#### Problem requirements:
Return the entries verbatim and drop every picture.

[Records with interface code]
------
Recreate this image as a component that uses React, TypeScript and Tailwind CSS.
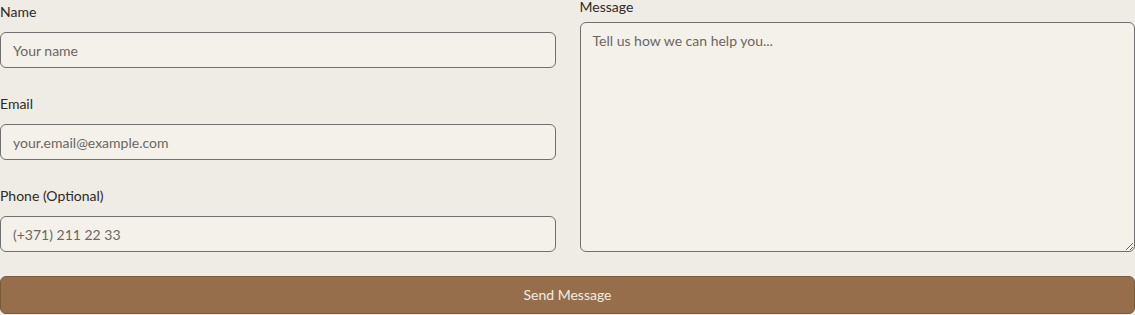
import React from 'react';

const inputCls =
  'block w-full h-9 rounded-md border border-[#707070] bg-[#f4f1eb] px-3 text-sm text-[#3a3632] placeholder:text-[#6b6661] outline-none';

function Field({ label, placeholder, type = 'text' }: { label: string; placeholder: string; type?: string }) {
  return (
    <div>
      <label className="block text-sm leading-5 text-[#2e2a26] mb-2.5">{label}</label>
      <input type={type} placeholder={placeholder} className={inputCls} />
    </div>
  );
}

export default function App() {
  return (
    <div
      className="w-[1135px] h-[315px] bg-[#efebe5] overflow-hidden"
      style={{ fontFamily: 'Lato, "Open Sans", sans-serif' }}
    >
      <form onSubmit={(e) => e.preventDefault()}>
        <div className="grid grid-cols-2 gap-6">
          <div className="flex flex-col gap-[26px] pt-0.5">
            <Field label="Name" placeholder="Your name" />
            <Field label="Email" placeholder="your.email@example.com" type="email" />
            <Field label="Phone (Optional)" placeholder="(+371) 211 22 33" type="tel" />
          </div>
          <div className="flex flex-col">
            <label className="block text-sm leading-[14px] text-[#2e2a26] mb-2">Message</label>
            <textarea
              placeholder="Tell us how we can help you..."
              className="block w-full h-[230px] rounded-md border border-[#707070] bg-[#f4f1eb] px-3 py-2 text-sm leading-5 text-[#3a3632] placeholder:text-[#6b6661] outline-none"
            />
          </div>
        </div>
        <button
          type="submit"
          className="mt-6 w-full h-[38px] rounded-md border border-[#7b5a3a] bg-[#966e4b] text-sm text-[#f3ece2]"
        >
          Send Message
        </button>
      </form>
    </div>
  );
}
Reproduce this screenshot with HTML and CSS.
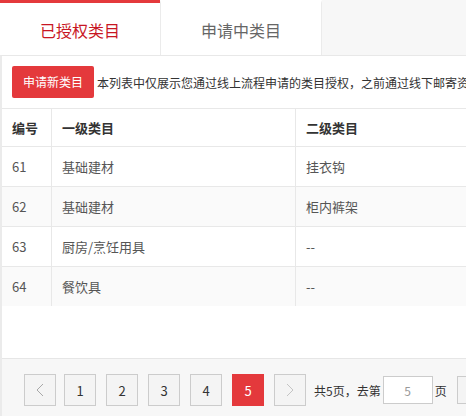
------
#### Solution for this problem:
Recreate this image as a component that uses React, TypeScript and Tailwind CSS.
import React from 'react';

const inputCls =
  'block w-full h-9 rounded-md border border-[#707070] bg-[#f4f1eb] px-3 text-sm text-[#3a3632] placeholder:text-[#6b6661] outline-none';

function Field({ label, placeholder, type = 'text' }: { label: string; placeholder: string; type?: string }) {
  return (
    <div>
      <label className="block text-sm leading-5 text-[#2e2a26] mb-2.5">{label}</label>
      <input type={type} placeholder={placeholder} className={inputCls} />
    </div>
  );
}

export default function App() {
  return (
    <div
      className="w-[1135px] h-[315px] bg-[#efebe5] overflow-hidden"
      style={{ fontFamily: 'Lato, "Open Sans", sans-serif' }}
    >
      <form onSubmit={(e) => e.preventDefault()}>
        <div className="grid grid-cols-2 gap-6">
          <div className="flex flex-col gap-[26px] pt-0.5">
            <Field label="Name" placeholder="Your name" />
            <Field label="Email" placeholder="your.email@example.com" type="email" />
            <Field label="Phone (Optional)" placeholder="(+371) 211 22 33" type="tel" />
          </div>
          <div className="flex flex-col">
            <label className="block text-sm leading-[14px] text-[#2e2a26] mb-2">Message</label>
            <textarea
              placeholder="Tell us how we can help you..."
              className="block w-full h-[230px] rounded-md border border-[#707070] bg-[#f4f1eb] px-3 py-2 text-sm leading-5 text-[#3a3632] placeholder:text-[#6b6661] outline-none"
            />
          </div>
        </div>
        <button
          type="submit"
          className="mt-6 w-full h-[38px] rounded-md border border-[#7b5a3a] bg-[#966e4b] text-sm text-[#f3ece2]"
        >
          Send Message
        </button>
      </form>
    </div>
  );
}
Reproduce this screenshot with HTML and CSS.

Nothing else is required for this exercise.